The Doctor didn't know he was dreaming. He thought he was lying on his back with his eyes shut, trying to figure out why he was awake. He felt as if he'd been lying here for hours, heavy-limbed yet restless, his mind skittering from one trivial thought to another. He decided to focus on something relaxing by turning his thoughts into music. Mozart. One of the horn concertos.
He said out loud, "Why am I afraid to open my eyes?"
His words bewildered him. Then he realised they were true. Perhaps 'afraid' was too strong a word, but he definitely did not want to open his eyes. Why not? He extended his other senses out into his bedroom in the TARDIS. Everything was in order. There were no strange smells or unusual noises. The sheet lay raspily light against his skin; the room temperature was the same as always.
Open your eyes, he thought, but he didn't. His hearts continued to beat at the usual rate; his breathing didn't change. He wasn't showing any of the symptoms of fear. But that didn't matter. He didn't want to open his eyes.
"Oh, for heaven's sake," he muttered and, just as he spoke, muffled under the sound of his voice, there was a noise. Not nearby. Far away in the corridors of the TARDIS. It was sudden and, if not loud, carrying, but he hadn't heard it clearly, he wasn't sure what
It came again.
It sounded like a stick breaking. Only it echoed.

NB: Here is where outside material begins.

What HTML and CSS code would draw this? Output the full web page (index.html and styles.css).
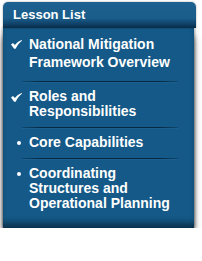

He opened his eyes. Blackness. He shifted his vision up and down the spectrum into what human beings called the 'nonvisual' wavelengths, but all he saw was the usual pulse and flow of the TARDIS energy, running its engines, maintaining the environment. In the 'normal' spectrum, everything was black. Nothing.
Nothing and silence.
He listened to the reassuring sound of his own breathing, still regular and calm. He listened to the deep double thump of his hearts.
Crack!
He inhaled sharply. It was nearer. And the sound wasn't a breaking stick.... no, something else... a grinding snap... like a bone cracking. How could it be so loud when it was still so far away? No. No, it wasn't loud so much as- penetrating. He had felt the vibration of that splintering bone in his own marrow.
He lay quietly, listening. He wondered why he had wanted so badly to keep his eyes shut. The darkness was gentle. It was his ears he wished he could close, at the same time as he wanted to hear more, hear better, hear something identifiable...
I should get up, he thought. Go into the hall. More options for escape there. Assuming whatever it was was after him. That didn't necessarily follow. Perhaps it was merely taking a stroll through the TARDIS...
Something patted at the door.
The Doctor stopped breathing. He lay still as stone, staring at the ceiling he couldn't see. The patting came again. Tentative. Exploratory. Like a palm placed flat against the door, but very softly. Very, very softly. The Doctor found he couldn't move. His limbs felt like clay.